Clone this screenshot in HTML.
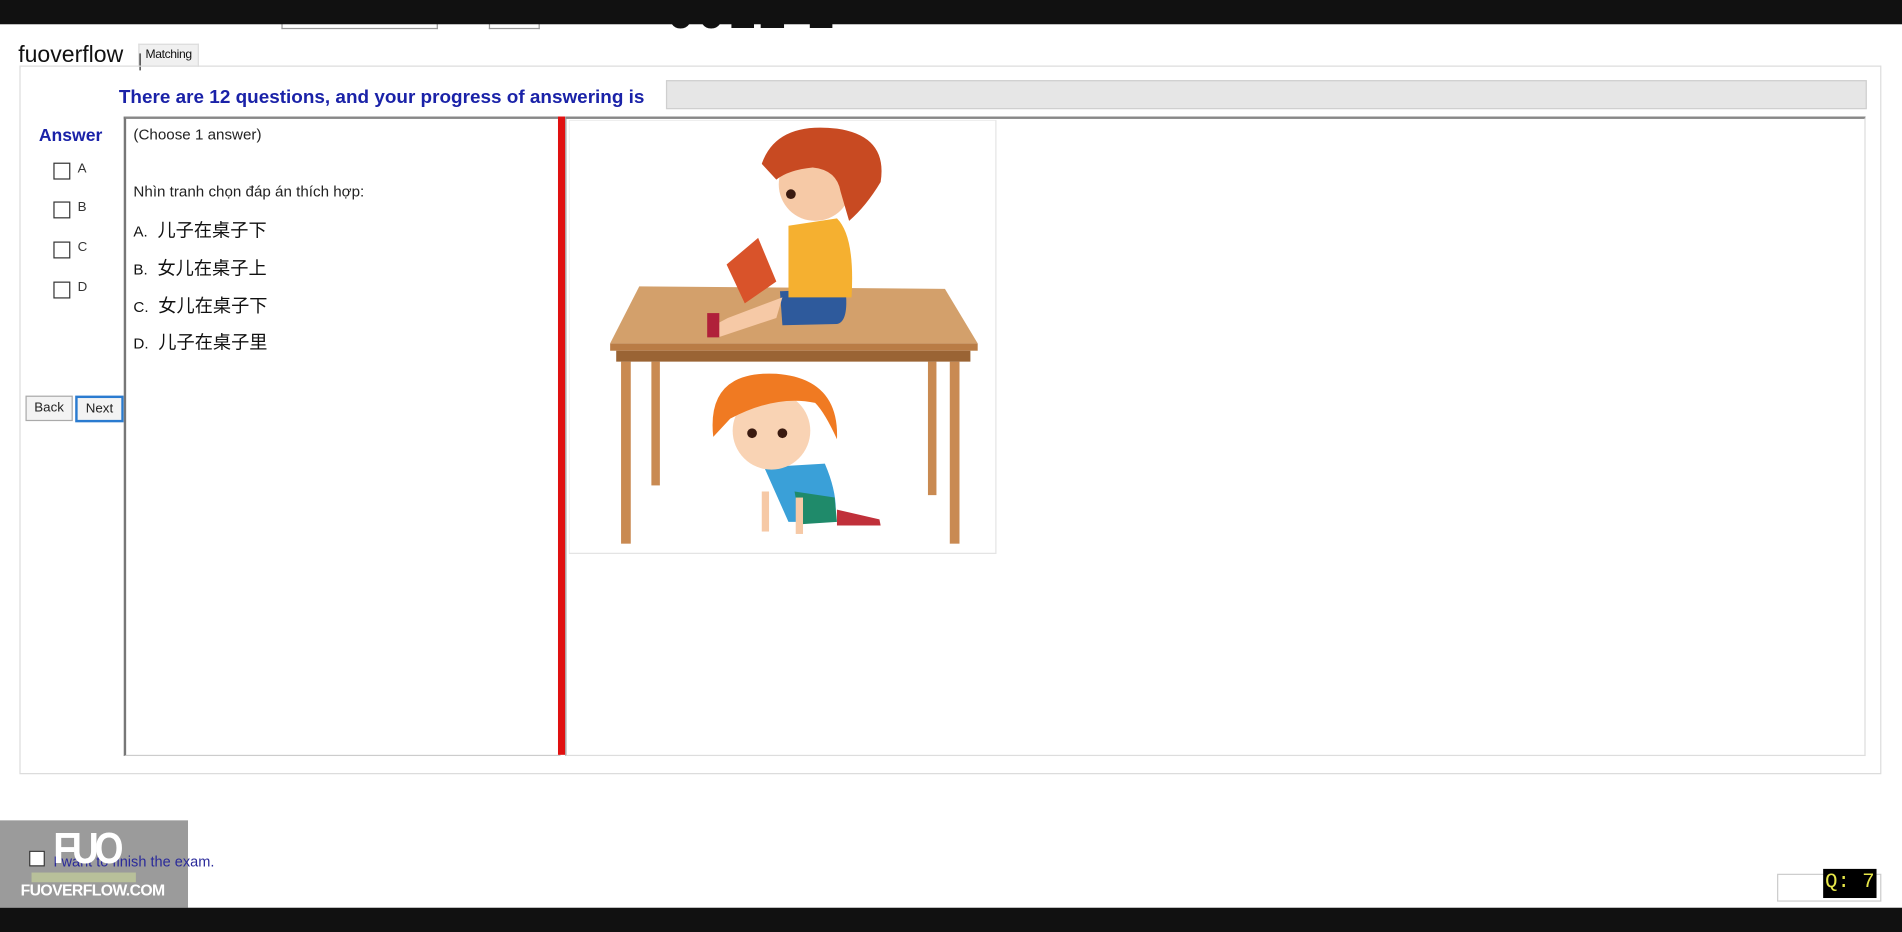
<!DOCTYPE html>
<html><head><meta charset="utf-8"><style>
html,body{margin:0;padding:0;background:#fff;overflow:hidden;width:1902px;height:932px}
#w{position:absolute;left:0;top:0;width:1568px;height:768px;transform:scale(1.21301,1.21354);transform-origin:0 0;font-family:"Liberation Sans","Noto Sans CJK SC",sans-serif;background:#fff;overflow:hidden}
.a{position:absolute}
.cb{position:absolute;width:12px;height:12px;border:1px solid #333;background:#fff}
.lb{position:absolute;font-size:11px;color:#333}
.opt{position:absolute;left:110px;font-size:15px;color:#111}
</style></head><body><div id="w">
<div class="a" style="left:232px;top:18px;width:127px;height:5px;border:1px solid #999;border-top:none;background:#fff"></div>
<div class="a" style="left:403px;top:18px;width:40px;height:5px;border:1px solid #999;border-top:none;background:#fff"></div>
<div class="a" style="left:550px;top:-10px;font-family:'Liberation Sans',sans-serif;font-size:40px;line-height:40px;font-weight:bold;color:#111;letter-spacing:3px">0012 1</div>
<div class="a" style="left:0;top:0;width:1568px;height:20px;background:#111"></div>
<div class="a" style="left:15px;top:35px;font-size:19px;color:#111">fuoverflow</div>
<div class="a" style="left:114px;top:36px;width:48px;height:18px;background:#f0f0f0;border:1px solid #ddd;border-bottom:none;font-size:10px;line-height:18px;text-align:center;color:#111;letter-spacing:-0.3px">Matching</div>
<div class="a" style="left:115px;top:44px;width:1px;height:14px;background:#222"></div>
<div class="a" style="left:16px;top:54px;width:1533px;height:582px;border:1px solid #dcdcdc"></div>
<div class="a" style="left:98px;top:72px;font-size:15.6px;font-weight:bold;color:#1a22a8">There are 12 questions, and your progress of answering is</div>
<div class="a" style="left:549px;top:66px;width:988px;height:22px;background:#e6e6e6;border:1px solid #cfcfcf"></div>
<div class="a" style="left:32px;top:104px;font-size:14.5px;font-weight:bold;color:#1a22a8">Answer</div>
<div class="cb" style="left:44px;top:134px"></div><div class="lb" style="left:64px;top:133px">A</div>
<div class="cb" style="left:44px;top:166px"></div><div class="lb" style="left:64px;top:165px">B</div>
<div class="cb" style="left:44px;top:199px"></div><div class="lb" style="left:64px;top:198px">C</div>
<div class="cb" style="left:44px;top:232px"></div><div class="lb" style="left:64px;top:231px">D</div>
<div class="a" style="left:21px;top:326px;width:37px;height:19px;border:1px solid #aaa;background:#f3f3f3;font-size:11px;line-height:19px;text-align:center;color:#222">Back</div>
<div class="a" style="left:62px;top:326px;width:36px;height:18px;border:2px solid #2a7bd0;background:#f3f3f3;font-size:11px;line-height:18px;text-align:center;color:#222">Next</div>
<div class="a" style="left:102px;top:96px;width:357px;height:524px;border:1px solid #ccc;border-left:2px solid #777;border-top:2px solid #888;background:#fff"></div>
<div class="a" style="left:110px;top:104px;font-size:12.5px;color:#222">(Choose 1 answer)</div>
<div class="a" style="left:110px;top:151px;font-size:12.5px;color:#222">Nhìn tranh chọn đáp án thích hợp:</div>
<div class="opt" style="top:179px"><span style="font-size:12.5px;margin-right:8px">A.</span>儿子在桌子下</div>
<div class="opt" style="top:210px"><span style="font-size:12.5px;margin-right:8px">B.</span>女儿在桌子上</div>
<div class="opt" style="top:241px"><span style="font-size:12.5px;margin-right:8px">C.</span>女儿在桌子下</div>
<div class="opt" style="top:271px"><span style="font-size:12.5px;margin-right:8px">D.</span>儿子在桌子里</div>
<div class="a" style="left:460px;top:96px;width:6px;height:526px;background:#e01010"></div>
<div class="a" style="left:466px;top:96px;width:1070px;height:524px;border:1px solid #ddd;border-top:2px solid #888;border-left:1px solid #999;background:#fff"></div>
<svg class="a" style="left:469px;top:99px" width="353" height="358" viewBox="469 99 353 358">
<rect x="469" y="99" width="352" height="357" fill="#fff" stroke="#e4e4e4"/>
<g fill="#c98a52">
<rect x="512" y="298" width="8" height="150"/><rect x="537" y="298" width="7" height="102"/>
<rect x="765" y="298" width="7" height="110"/><rect x="783" y="298" width="8" height="150"/></g>
<polygon points="527,236 779,238 806,283 503,283" fill="#d3a06b"/>
<rect x="503" y="283" width="303" height="6" fill="#b97c45"/>
<rect x="508" y="289" width="292" height="9" fill="#9a6434"/>
<path d="M643,240 L697,238 Q700,265 690,267 L645,268 Z" fill="#2e5a9c"/>
<path d="M645,245 L600,262 L585,270 L592,278 L640,262 Z" fill="#f6c9a6"/>
<rect x="583" y="258" width="10" height="20" fill="#b0203a"/>
<path d="M650,186 L690,180 Q705,195 702,245 L650,245 Z" fill="#f5b030"/>
<polygon points="599,218 625,196 640,232 614,250" fill="#d9532a"/>
<circle cx="672" cy="152" r="30" fill="#f6c9a6"/>
<path d="M628,135 Q640,100 690,106 Q732,112 726,150 Q714,170 700,182 L693,158 Q690,140 670,138 Q650,140 640,148 Z" fill="#c84a22"/>
<circle cx="652" cy="160" r="4" fill="#3a1a10"/>
<path d="M630,385 L680,382 Q692,410 688,430 L650,430 Z" fill="#3aa0d8"/>
<path d="M655,405 L688,410 L690,430 L660,432 Z" fill="#1f8a6a"/>
<path d="M690,420 L725,428 L726,433 L690,433 Z" fill="#c0303a"/>
<rect x="628" y="405" width="6" height="33" fill="#f6c9a6"/><rect x="656" y="410" width="6" height="30" fill="#f6c9a6"/>
<circle cx="636" cy="355" r="32" fill="#f9d3b4"/>
<path d="M588,360 Q582,305 640,308 Q692,312 690,362 Q680,340 672,332 Q640,325 602,345 Z" fill="#f07a22"/>
<circle cx="620" cy="357" r="4" fill="#3a1a10"/><circle cx="645" cy="357" r="4" fill="#3a1a10"/>
</svg>
<div class="a" style="left:0;top:676px;width:155px;height:72px;background:#9b9b9b"></div>
<div class="cb" style="left:24px;top:701px;width:11px;height:11px"></div>
<div class="a" style="left:44px;top:703px;font-size:12px;color:#2a2a9a">I want to finish the exam.</div>
<div class="a" style="left:44px;top:680px;font-size:36px;font-weight:bold;color:#fff;letter-spacing:-4px;line-height:38px;transform:scaleX(0.85);transform-origin:0 0">FUO</div>
<div class="a" style="left:26px;top:719px;width:86px;height:8px;background:#b8c09a"></div>
<div class="a" style="left:17px;top:726px;font-size:13px;font-weight:bold;color:#fff;letter-spacing:-0.5px">FUOVERFLOW.COM</div>
<div class="a" style="left:1465px;top:720px;width:84px;height:21px;border:1px solid #ccc;background:#fff"></div>
<div class="a" style="left:1503px;top:716px;width:44px;height:24px;background:#000;color:#e8e84a;font-size:17px;line-height:24px;text-align:center;font-family:'Liberation Mono',monospace">Q: 7</div>
<div class="a" style="left:0;top:748px;width:1568px;height:20px;background:#111"></div>
</div></body></html>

-- PROBLEM STATEMENT --
Repeat the lines above exactly, and keep every picture out.

-- RESULT OF THIS EXERCISE --
Clone this screenshot in HTML.
<!DOCTYPE html>
<html><head><meta charset="utf-8"><style>
html,body{margin:0;padding:0;background:#fff;overflow:hidden;width:1902px;height:932px}
#w{position:absolute;left:0;top:0;width:1568px;height:768px;transform:scale(1.21301,1.21354);transform-origin:0 0;font-family:"Liberation Sans","Noto Sans CJK SC",sans-serif;background:#fff;overflow:hidden}
.a{position:absolute}
.cb{position:absolute;width:12px;height:12px;border:1px solid #333;background:#fff}
.lb{position:absolute;font-size:11px;color:#333}
.opt{position:absolute;left:110px;font-size:15px;color:#111}
</style></head><body><div id="w">
<div class="a" style="left:232px;top:18px;width:127px;height:5px;border:1px solid #999;border-top:none;background:#fff"></div>
<div class="a" style="left:403px;top:18px;width:40px;height:5px;border:1px solid #999;border-top:none;background:#fff"></div>
<div class="a" style="left:550px;top:-10px;font-family:'Liberation Sans',sans-serif;font-size:40px;line-height:40px;font-weight:bold;color:#111;letter-spacing:3px">0012 1</div>
<div class="a" style="left:0;top:0;width:1568px;height:20px;background:#111"></div>
<div class="a" style="left:15px;top:35px;font-size:19px;color:#111">fuoverflow</div>
<div class="a" style="left:114px;top:36px;width:48px;height:18px;background:#f0f0f0;border:1px solid #ddd;border-bottom:none;font-size:10px;line-height:18px;text-align:center;color:#111;letter-spacing:-0.3px">Matching</div>
<div class="a" style="left:115px;top:44px;width:1px;height:14px;background:#222"></div>
<div class="a" style="left:16px;top:54px;width:1533px;height:582px;border:1px solid #dcdcdc"></div>
<div class="a" style="left:98px;top:72px;font-size:15.6px;font-weight:bold;color:#1a22a8">There are 12 questions, and your progress of answering is</div>
<div class="a" style="left:549px;top:66px;width:988px;height:22px;background:#e6e6e6;border:1px solid #cfcfcf"></div>
<div class="a" style="left:32px;top:104px;font-size:14.5px;font-weight:bold;color:#1a22a8">Answer</div>
<div class="cb" style="left:44px;top:134px"></div><div class="lb" style="left:64px;top:133px">A</div>
<div class="cb" style="left:44px;top:166px"></div><div class="lb" style="left:64px;top:165px">B</div>
<div class="cb" style="left:44px;top:199px"></div><div class="lb" style="left:64px;top:198px">C</div>
<div class="cb" style="left:44px;top:232px"></div><div class="lb" style="left:64px;top:231px">D</div>
<div class="a" style="left:21px;top:326px;width:37px;height:19px;border:1px solid #aaa;background:#f3f3f3;font-size:11px;line-height:19px;text-align:center;color:#222">Back</div>
<div class="a" style="left:62px;top:326px;width:36px;height:18px;border:2px solid #2a7bd0;background:#f3f3f3;font-size:11px;line-height:18px;text-align:center;color:#222">Next</div>
<div class="a" style="left:102px;top:96px;width:357px;height:524px;border:1px solid #ccc;border-left:2px solid #777;border-top:2px solid #888;background:#fff"></div>
<div class="a" style="left:110px;top:104px;font-size:12.5px;color:#222">(Choose 1 answer)</div>
<div class="a" style="left:110px;top:151px;font-size:12.5px;color:#222">Nhìn tranh chọn đáp án thích hợp:</div>
<div class="opt" style="top:179px"><span style="font-size:12.5px;margin-right:8px">A.</span>儿子在桌子下</div>
<div class="opt" style="top:210px"><span style="font-size:12.5px;margin-right:8px">B.</span>女儿在桌子上</div>
<div class="opt" style="top:241px"><span style="font-size:12.5px;margin-right:8px">C.</span>女儿在桌子下</div>
<div class="opt" style="top:271px"><span style="font-size:12.5px;margin-right:8px">D.</span>儿子在桌子里</div>
<div class="a" style="left:460px;top:96px;width:6px;height:526px;background:#e01010"></div>
<div class="a" style="left:466px;top:96px;width:1070px;height:524px;border:1px solid #ddd;border-top:2px solid #888;border-left:1px solid #999;background:#fff"></div>
<svg class="a" style="left:469px;top:99px" width="353" height="358" viewBox="469 99 353 358">
<rect x="469" y="99" width="352" height="357" fill="#fff" stroke="#e4e4e4"/>
<g fill="#c98a52">
<rect x="512" y="298" width="8" height="150"/><rect x="537" y="298" width="7" height="102"/>
<rect x="765" y="298" width="7" height="110"/><rect x="783" y="298" width="8" height="150"/></g>
<polygon points="527,236 779,238 806,283 503,283" fill="#d3a06b"/>
<rect x="503" y="283" width="303" height="6" fill="#b97c45"/>
<rect x="508" y="289" width="292" height="9" fill="#9a6434"/>
<path d="M643,240 L697,238 Q700,265 690,267 L645,268 Z" fill="#2e5a9c"/>
<path d="M645,245 L600,262 L585,270 L592,278 L640,262 Z" fill="#f6c9a6"/>
<rect x="583" y="258" width="10" height="20" fill="#b0203a"/>
<path d="M650,186 L690,180 Q705,195 702,245 L650,245 Z" fill="#f5b030"/>
<polygon points="599,218 625,196 640,232 614,250" fill="#d9532a"/>
<circle cx="672" cy="152" r="30" fill="#f6c9a6"/>
<path d="M628,135 Q640,100 690,106 Q732,112 726,150 Q714,170 700,182 L693,158 Q690,140 670,138 Q650,140 640,148 Z" fill="#c84a22"/>
<circle cx="652" cy="160" r="4" fill="#3a1a10"/>
<path d="M630,385 L680,382 Q692,410 688,430 L650,430 Z" fill="#3aa0d8"/>
<path d="M655,405 L688,410 L690,430 L660,432 Z" fill="#1f8a6a"/>
<path d="M690,420 L725,428 L726,433 L690,433 Z" fill="#c0303a"/>
<rect x="628" y="405" width="6" height="33" fill="#f6c9a6"/><rect x="656" y="410" width="6" height="30" fill="#f6c9a6"/>
<circle cx="636" cy="355" r="32" fill="#f9d3b4"/>
<path d="M588,360 Q582,305 640,308 Q692,312 690,362 Q680,340 672,332 Q640,325 602,345 Z" fill="#f07a22"/>
<circle cx="620" cy="357" r="4" fill="#3a1a10"/><circle cx="645" cy="357" r="4" fill="#3a1a10"/>
</svg>
<div class="a" style="left:0;top:676px;width:155px;height:72px;background:#9b9b9b"></div>
<div class="cb" style="left:24px;top:701px;width:11px;height:11px"></div>
<div class="a" style="left:44px;top:703px;font-size:12px;color:#2a2a9a">I want to finish the exam.</div>
<div class="a" style="left:44px;top:680px;font-size:36px;font-weight:bold;color:#fff;letter-spacing:-4px;line-height:38px;transform:scaleX(0.85);transform-origin:0 0">FUO</div>
<div class="a" style="left:26px;top:719px;width:86px;height:8px;background:#b8c09a"></div>
<div class="a" style="left:17px;top:726px;font-size:13px;font-weight:bold;color:#fff;letter-spacing:-0.5px">FUOVERFLOW.COM</div>
<div class="a" style="left:1465px;top:720px;width:84px;height:21px;border:1px solid #ccc;background:#fff"></div>
<div class="a" style="left:1503px;top:716px;width:44px;height:24px;background:#000;color:#e8e84a;font-size:17px;line-height:24px;text-align:center;font-family:'Liberation Mono',monospace">Q: 7</div>
<div class="a" style="left:0;top:748px;width:1568px;height:20px;background:#111"></div>
</div></body></html>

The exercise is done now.